» **STATED PROBLEM**: Reproduce the listing below without any change.

··········

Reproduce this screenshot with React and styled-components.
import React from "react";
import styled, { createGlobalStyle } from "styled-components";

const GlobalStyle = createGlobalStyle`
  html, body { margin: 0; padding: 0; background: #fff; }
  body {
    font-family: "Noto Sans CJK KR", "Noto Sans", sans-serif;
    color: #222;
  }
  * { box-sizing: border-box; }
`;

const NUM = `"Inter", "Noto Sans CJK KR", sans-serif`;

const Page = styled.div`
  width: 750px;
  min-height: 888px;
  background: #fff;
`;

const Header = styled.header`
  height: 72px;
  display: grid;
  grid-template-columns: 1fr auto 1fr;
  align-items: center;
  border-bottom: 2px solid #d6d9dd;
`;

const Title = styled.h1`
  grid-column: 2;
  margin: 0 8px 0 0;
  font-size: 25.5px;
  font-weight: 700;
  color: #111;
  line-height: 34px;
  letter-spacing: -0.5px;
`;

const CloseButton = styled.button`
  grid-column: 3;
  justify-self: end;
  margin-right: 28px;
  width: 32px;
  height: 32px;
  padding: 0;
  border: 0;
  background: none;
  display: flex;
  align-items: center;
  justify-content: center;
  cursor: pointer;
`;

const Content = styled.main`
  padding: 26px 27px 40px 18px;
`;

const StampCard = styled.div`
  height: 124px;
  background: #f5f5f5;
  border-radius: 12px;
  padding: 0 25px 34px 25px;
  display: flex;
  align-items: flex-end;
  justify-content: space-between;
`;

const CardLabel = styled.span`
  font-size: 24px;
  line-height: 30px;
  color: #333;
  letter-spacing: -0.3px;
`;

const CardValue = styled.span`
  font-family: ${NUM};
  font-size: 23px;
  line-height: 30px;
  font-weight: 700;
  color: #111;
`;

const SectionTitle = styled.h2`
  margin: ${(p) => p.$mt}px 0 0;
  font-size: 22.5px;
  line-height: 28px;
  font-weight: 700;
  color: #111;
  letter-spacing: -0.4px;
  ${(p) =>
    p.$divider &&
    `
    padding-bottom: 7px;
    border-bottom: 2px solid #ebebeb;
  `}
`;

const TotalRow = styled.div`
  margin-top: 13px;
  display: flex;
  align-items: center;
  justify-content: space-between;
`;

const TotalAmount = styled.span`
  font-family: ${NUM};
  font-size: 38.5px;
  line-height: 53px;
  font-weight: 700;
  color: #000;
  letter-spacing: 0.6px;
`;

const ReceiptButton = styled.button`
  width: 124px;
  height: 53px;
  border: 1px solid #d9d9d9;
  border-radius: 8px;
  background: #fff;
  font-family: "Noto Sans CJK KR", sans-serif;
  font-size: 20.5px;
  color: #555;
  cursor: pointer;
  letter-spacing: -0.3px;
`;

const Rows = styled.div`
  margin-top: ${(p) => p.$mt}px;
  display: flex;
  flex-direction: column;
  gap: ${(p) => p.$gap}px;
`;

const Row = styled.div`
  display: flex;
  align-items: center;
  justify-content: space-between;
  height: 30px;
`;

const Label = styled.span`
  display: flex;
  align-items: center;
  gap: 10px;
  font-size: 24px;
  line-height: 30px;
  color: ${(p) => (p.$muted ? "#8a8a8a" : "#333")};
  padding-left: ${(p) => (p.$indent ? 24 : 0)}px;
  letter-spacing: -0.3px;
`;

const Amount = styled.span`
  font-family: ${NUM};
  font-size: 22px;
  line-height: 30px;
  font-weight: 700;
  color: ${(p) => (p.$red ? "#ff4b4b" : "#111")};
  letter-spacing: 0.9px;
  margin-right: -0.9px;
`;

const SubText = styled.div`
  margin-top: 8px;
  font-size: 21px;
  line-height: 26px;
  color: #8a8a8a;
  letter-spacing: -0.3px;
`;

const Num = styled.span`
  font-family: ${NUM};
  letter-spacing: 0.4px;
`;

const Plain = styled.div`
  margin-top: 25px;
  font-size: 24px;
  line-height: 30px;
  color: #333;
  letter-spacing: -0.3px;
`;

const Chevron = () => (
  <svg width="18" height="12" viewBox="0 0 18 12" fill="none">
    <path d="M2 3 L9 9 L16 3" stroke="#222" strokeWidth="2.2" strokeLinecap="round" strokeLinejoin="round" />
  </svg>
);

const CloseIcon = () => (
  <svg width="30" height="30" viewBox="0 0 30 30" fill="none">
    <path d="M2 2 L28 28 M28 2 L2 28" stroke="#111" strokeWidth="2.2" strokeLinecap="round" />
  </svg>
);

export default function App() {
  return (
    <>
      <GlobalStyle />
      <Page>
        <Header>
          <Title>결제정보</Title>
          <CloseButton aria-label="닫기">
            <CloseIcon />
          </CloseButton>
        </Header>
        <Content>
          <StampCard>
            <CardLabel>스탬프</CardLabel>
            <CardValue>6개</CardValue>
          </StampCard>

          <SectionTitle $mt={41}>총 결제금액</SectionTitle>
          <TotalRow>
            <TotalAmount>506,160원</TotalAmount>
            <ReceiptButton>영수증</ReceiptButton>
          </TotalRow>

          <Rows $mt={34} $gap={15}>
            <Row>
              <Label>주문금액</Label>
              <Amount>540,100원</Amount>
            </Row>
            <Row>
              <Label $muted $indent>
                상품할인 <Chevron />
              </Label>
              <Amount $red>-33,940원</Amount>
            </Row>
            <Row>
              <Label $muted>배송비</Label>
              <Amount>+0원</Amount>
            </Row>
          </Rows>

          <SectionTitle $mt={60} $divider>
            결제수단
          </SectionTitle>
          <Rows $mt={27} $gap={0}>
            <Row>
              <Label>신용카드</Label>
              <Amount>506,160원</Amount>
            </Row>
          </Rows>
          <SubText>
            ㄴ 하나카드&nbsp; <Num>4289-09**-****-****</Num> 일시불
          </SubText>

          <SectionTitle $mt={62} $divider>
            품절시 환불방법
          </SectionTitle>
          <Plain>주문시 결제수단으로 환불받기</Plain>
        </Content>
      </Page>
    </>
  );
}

··········

» **ANSWER FOR THIS EXERCISE**:
Reproduce this screenshot with React and styled-components.
import React from "react";
import styled, { createGlobalStyle } from "styled-components";

const GlobalStyle = createGlobalStyle`
  html, body { margin: 0; padding: 0; background: #fff; }
  body {
    font-family: "Noto Sans CJK KR", "Noto Sans", sans-serif;
    color: #222;
  }
  * { box-sizing: border-box; }
`;

const NUM = `"Inter", "Noto Sans CJK KR", sans-serif`;

const Page = styled.div`
  width: 750px;
  min-height: 888px;
  background: #fff;
`;

const Header = styled.header`
  height: 72px;
  display: grid;
  grid-template-columns: 1fr auto 1fr;
  align-items: center;
  border-bottom: 2px solid #d6d9dd;
`;

const Title = styled.h1`
  grid-column: 2;
  margin: 0 8px 0 0;
  font-size: 25.5px;
  font-weight: 700;
  color: #111;
  line-height: 34px;
  letter-spacing: -0.5px;
`;

const CloseButton = styled.button`
  grid-column: 3;
  justify-self: end;
  margin-right: 28px;
  width: 32px;
  height: 32px;
  padding: 0;
  border: 0;
  background: none;
  display: flex;
  align-items: center;
  justify-content: center;
  cursor: pointer;
`;

const Content = styled.main`
  padding: 26px 27px 40px 18px;
`;

const StampCard = styled.div`
  height: 124px;
  background: #f5f5f5;
  border-radius: 12px;
  padding: 0 25px 34px 25px;
  display: flex;
  align-items: flex-end;
  justify-content: space-between;
`;

const CardLabel = styled.span`
  font-size: 24px;
  line-height: 30px;
  color: #333;
  letter-spacing: -0.3px;
`;

const CardValue = styled.span`
  font-family: ${NUM};
  font-size: 23px;
  line-height: 30px;
  font-weight: 700;
  color: #111;
`;

const SectionTitle = styled.h2`
  margin: ${(p) => p.$mt}px 0 0;
  font-size: 22.5px;
  line-height: 28px;
  font-weight: 700;
  color: #111;
  letter-spacing: -0.4px;
  ${(p) =>
    p.$divider &&
    `
    padding-bottom: 7px;
    border-bottom: 2px solid #ebebeb;
  `}
`;

const TotalRow = styled.div`
  margin-top: 13px;
  display: flex;
  align-items: center;
  justify-content: space-between;
`;

const TotalAmount = styled.span`
  font-family: ${NUM};
  font-size: 38.5px;
  line-height: 53px;
  font-weight: 700;
  color: #000;
  letter-spacing: 0.6px;
`;

const ReceiptButton = styled.button`
  width: 124px;
  height: 53px;
  border: 1px solid #d9d9d9;
  border-radius: 8px;
  background: #fff;
  font-family: "Noto Sans CJK KR", sans-serif;
  font-size: 20.5px;
  color: #555;
  cursor: pointer;
  letter-spacing: -0.3px;
`;

const Rows = styled.div`
  margin-top: ${(p) => p.$mt}px;
  display: flex;
  flex-direction: column;
  gap: ${(p) => p.$gap}px;
`;

const Row = styled.div`
  display: flex;
  align-items: center;
  justify-content: space-between;
  height: 30px;
`;

const Label = styled.span`
  display: flex;
  align-items: center;
  gap: 10px;
  font-size: 24px;
  line-height: 30px;
  color: ${(p) => (p.$muted ? "#8a8a8a" : "#333")};
  padding-left: ${(p) => (p.$indent ? 24 : 0)}px;
  letter-spacing: -0.3px;
`;

const Amount = styled.span`
  font-family: ${NUM};
  font-size: 22px;
  line-height: 30px;
  font-weight: 700;
  color: ${(p) => (p.$red ? "#ff4b4b" : "#111")};
  letter-spacing: 0.9px;
  margin-right: -0.9px;
`;

const SubText = styled.div`
  margin-top: 8px;
  font-size: 21px;
  line-height: 26px;
  color: #8a8a8a;
  letter-spacing: -0.3px;
`;

const Num = styled.span`
  font-family: ${NUM};
  letter-spacing: 0.4px;
`;

const Plain = styled.div`
  margin-top: 25px;
  font-size: 24px;
  line-height: 30px;
  color: #333;
  letter-spacing: -0.3px;
`;

const Chevron = () => (
  <svg width="18" height="12" viewBox="0 0 18 12" fill="none">
    <path d="M2 3 L9 9 L16 3" stroke="#222" strokeWidth="2.2" strokeLinecap="round" strokeLinejoin="round" />
  </svg>
);

const CloseIcon = () => (
  <svg width="30" height="30" viewBox="0 0 30 30" fill="none">
    <path d="M2 2 L28 28 M28 2 L2 28" stroke="#111" strokeWidth="2.2" strokeLinecap="round" />
  </svg>
);

export default function App() {
  return (
    <>
      <GlobalStyle />
      <Page>
        <Header>
          <Title>결제정보</Title>
          <CloseButton aria-label="닫기">
            <CloseIcon />
          </CloseButton>
        </Header>
        <Content>
          <StampCard>
            <CardLabel>스탬프</CardLabel>
            <CardValue>6개</CardValue>
          </StampCard>

          <SectionTitle $mt={41}>총 결제금액</SectionTitle>
          <TotalRow>
            <TotalAmount>506,160원</TotalAmount>
            <ReceiptButton>영수증</ReceiptButton>
          </TotalRow>

          <Rows $mt={34} $gap={15}>
            <Row>
              <Label>주문금액</Label>
              <Amount>540,100원</Amount>
            </Row>
            <Row>
              <Label $muted $indent>
                상품할인 <Chevron />
              </Label>
              <Amount $red>-33,940원</Amount>
            </Row>
            <Row>
              <Label $muted>배송비</Label>
              <Amount>+0원</Amount>
            </Row>
          </Rows>

          <SectionTitle $mt={60} $divider>
            결제수단
          </SectionTitle>
          <Rows $mt={27} $gap={0}>
            <Row>
              <Label>신용카드</Label>
              <Amount>506,160원</Amount>
            </Row>
          </Rows>
          <SubText>
            ㄴ 하나카드&nbsp; <Num>4289-09**-****-****</Num> 일시불
          </SubText>

          <SectionTitle $mt={62} $divider>
            품절시 환불방법
          </SectionTitle>
          <Plain>주문시 결제수단으로 환불받기</Plain>
        </Content>
      </Page>
    </>
  );
}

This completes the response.